[Given instruction]: Transcribe the listing verbatim. Do not carry over any pictures.

[Data shown]:
== == ==

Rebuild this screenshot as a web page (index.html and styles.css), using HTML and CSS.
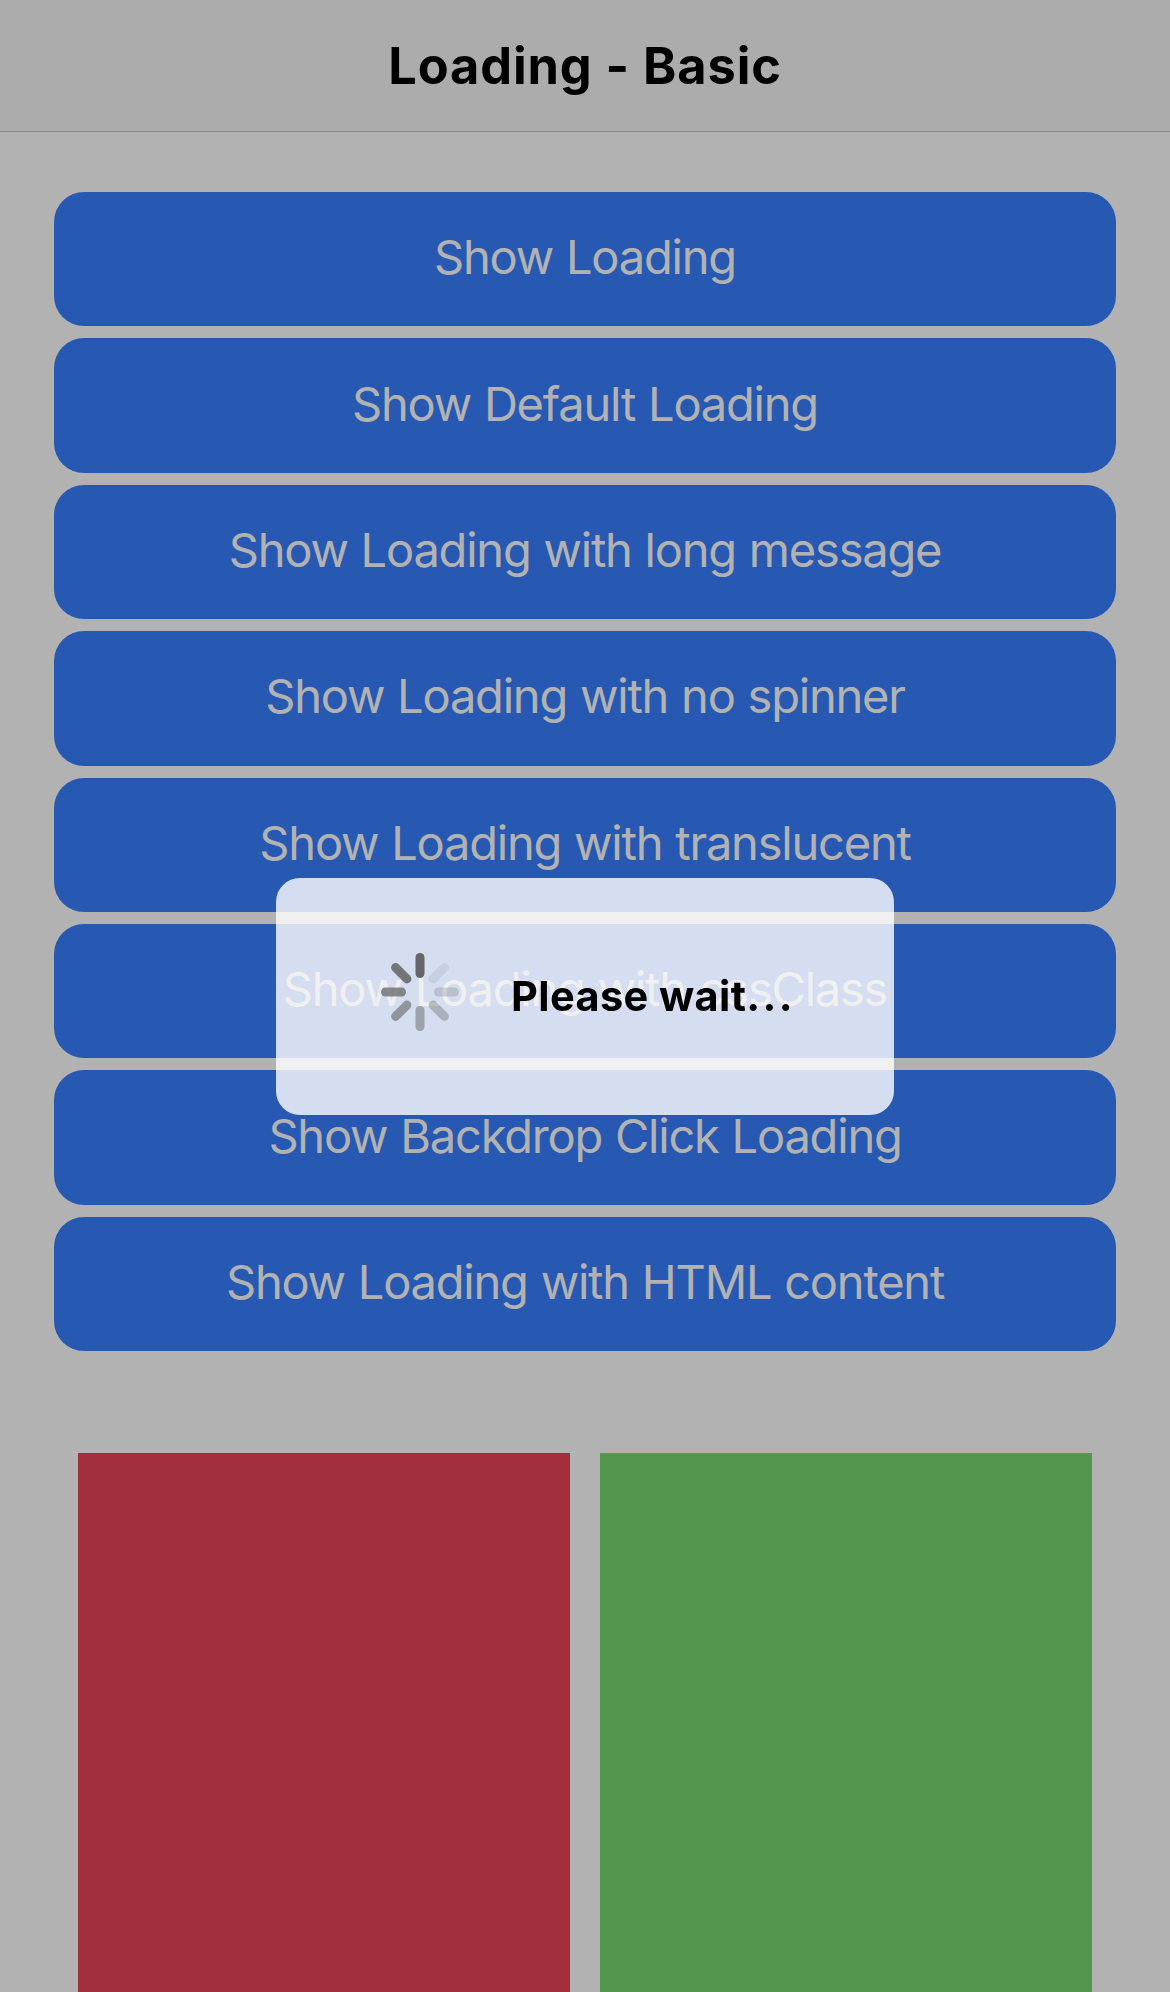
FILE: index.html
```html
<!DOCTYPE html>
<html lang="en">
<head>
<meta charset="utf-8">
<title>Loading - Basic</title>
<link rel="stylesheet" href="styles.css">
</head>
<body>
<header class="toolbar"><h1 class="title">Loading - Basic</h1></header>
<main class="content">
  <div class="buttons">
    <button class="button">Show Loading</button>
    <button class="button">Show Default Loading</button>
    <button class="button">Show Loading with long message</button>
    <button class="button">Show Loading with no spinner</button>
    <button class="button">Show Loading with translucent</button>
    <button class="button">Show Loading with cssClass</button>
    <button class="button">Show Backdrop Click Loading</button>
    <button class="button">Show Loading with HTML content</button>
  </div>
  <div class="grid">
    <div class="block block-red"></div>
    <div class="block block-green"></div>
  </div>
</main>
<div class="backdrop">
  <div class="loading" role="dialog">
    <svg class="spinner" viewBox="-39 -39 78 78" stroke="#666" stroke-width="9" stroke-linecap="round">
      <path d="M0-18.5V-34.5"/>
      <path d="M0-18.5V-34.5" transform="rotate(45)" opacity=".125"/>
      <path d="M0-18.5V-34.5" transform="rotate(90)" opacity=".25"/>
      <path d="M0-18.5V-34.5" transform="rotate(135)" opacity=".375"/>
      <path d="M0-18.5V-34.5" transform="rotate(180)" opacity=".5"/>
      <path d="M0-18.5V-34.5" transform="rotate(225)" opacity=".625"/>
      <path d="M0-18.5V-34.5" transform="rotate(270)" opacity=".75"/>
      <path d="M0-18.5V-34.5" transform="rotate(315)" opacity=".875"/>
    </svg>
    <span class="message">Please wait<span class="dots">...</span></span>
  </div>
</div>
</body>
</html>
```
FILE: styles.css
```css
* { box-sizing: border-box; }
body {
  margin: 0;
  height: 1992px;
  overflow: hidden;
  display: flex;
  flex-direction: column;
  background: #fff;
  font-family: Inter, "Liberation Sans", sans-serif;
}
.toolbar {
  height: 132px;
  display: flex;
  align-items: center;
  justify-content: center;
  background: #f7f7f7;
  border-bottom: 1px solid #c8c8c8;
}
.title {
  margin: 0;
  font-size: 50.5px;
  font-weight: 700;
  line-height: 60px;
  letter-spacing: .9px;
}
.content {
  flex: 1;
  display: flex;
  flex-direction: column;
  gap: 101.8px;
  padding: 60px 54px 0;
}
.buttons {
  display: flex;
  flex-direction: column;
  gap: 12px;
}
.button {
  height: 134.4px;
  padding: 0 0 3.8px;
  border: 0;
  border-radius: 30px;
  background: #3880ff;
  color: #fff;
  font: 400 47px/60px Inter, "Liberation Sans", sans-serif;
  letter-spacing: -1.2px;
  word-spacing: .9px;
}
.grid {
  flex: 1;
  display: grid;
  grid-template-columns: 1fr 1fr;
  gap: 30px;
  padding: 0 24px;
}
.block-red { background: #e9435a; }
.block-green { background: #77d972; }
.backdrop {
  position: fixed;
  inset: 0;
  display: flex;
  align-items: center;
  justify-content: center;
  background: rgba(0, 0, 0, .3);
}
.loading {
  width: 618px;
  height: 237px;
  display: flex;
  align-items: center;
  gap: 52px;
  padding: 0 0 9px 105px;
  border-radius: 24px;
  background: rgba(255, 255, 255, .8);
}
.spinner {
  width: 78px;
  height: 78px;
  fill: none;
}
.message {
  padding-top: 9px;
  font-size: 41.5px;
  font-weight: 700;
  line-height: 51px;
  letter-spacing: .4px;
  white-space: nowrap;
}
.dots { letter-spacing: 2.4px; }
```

== == ==

[Exercise response]:
Rebuild this screenshot as a web page (index.html and styles.css), using HTML and CSS.
FILE: index.html
```html
<!DOCTYPE html>
<html lang="en">
<head>
<meta charset="utf-8">
<title>Loading - Basic</title>
<link rel="stylesheet" href="styles.css">
</head>
<body>
<header class="toolbar"><h1 class="title">Loading - Basic</h1></header>
<main class="content">
  <div class="buttons">
    <button class="button">Show Loading</button>
    <button class="button">Show Default Loading</button>
    <button class="button">Show Loading with long message</button>
    <button class="button">Show Loading with no spinner</button>
    <button class="button">Show Loading with translucent</button>
    <button class="button">Show Loading with cssClass</button>
    <button class="button">Show Backdrop Click Loading</button>
    <button class="button">Show Loading with HTML content</button>
  </div>
  <div class="grid">
    <div class="block block-red"></div>
    <div class="block block-green"></div>
  </div>
</main>
<div class="backdrop">
  <div class="loading" role="dialog">
    <svg class="spinner" viewBox="-39 -39 78 78" stroke="#666" stroke-width="9" stroke-linecap="round">
      <path d="M0-18.5V-34.5"/>
      <path d="M0-18.5V-34.5" transform="rotate(45)" opacity=".125"/>
      <path d="M0-18.5V-34.5" transform="rotate(90)" opacity=".25"/>
      <path d="M0-18.5V-34.5" transform="rotate(135)" opacity=".375"/>
      <path d="M0-18.5V-34.5" transform="rotate(180)" opacity=".5"/>
      <path d="M0-18.5V-34.5" transform="rotate(225)" opacity=".625"/>
      <path d="M0-18.5V-34.5" transform="rotate(270)" opacity=".75"/>
      <path d="M0-18.5V-34.5" transform="rotate(315)" opacity=".875"/>
    </svg>
    <span class="message">Please wait<span class="dots">...</span></span>
  </div>
</div>
</body>
</html>
```
FILE: styles.css
```css
* { box-sizing: border-box; }
body {
  margin: 0;
  height: 1992px;
  overflow: hidden;
  display: flex;
  flex-direction: column;
  background: #fff;
  font-family: Inter, "Liberation Sans", sans-serif;
}
.toolbar {
  height: 132px;
  display: flex;
  align-items: center;
  justify-content: center;
  background: #f7f7f7;
  border-bottom: 1px solid #c8c8c8;
}
.title {
  margin: 0;
  font-size: 50.5px;
  font-weight: 700;
  line-height: 60px;
  letter-spacing: .9px;
}
.content {
  flex: 1;
  display: flex;
  flex-direction: column;
  gap: 101.8px;
  padding: 60px 54px 0;
}
.buttons {
  display: flex;
  flex-direction: column;
  gap: 12px;
}
.button {
  height: 134.4px;
  padding: 0 0 3.8px;
  border: 0;
  border-radius: 30px;
  background: #3880ff;
  color: #fff;
  font: 400 47px/60px Inter, "Liberation Sans", sans-serif;
  letter-spacing: -1.2px;
  word-spacing: .9px;
}
.grid {
  flex: 1;
  display: grid;
  grid-template-columns: 1fr 1fr;
  gap: 30px;
  padding: 0 24px;
}
.block-red { background: #e9435a; }
.block-green { background: #77d972; }
.backdrop {
  position: fixed;
  inset: 0;
  display: flex;
  align-items: center;
  justify-content: center;
  background: rgba(0, 0, 0, .3);
}
.loading {
  width: 618px;
  height: 237px;
  display: flex;
  align-items: center;
  gap: 52px;
  padding: 0 0 9px 105px;
  border-radius: 24px;
  background: rgba(255, 255, 255, .8);
}
.spinner {
  width: 78px;
  height: 78px;
  fill: none;
}
.message {
  padding-top: 9px;
  font-size: 41.5px;
  font-weight: 700;
  line-height: 51px;
  letter-spacing: .4px;
  white-space: nowrap;
}
.dots { letter-spacing: 2.4px; }
```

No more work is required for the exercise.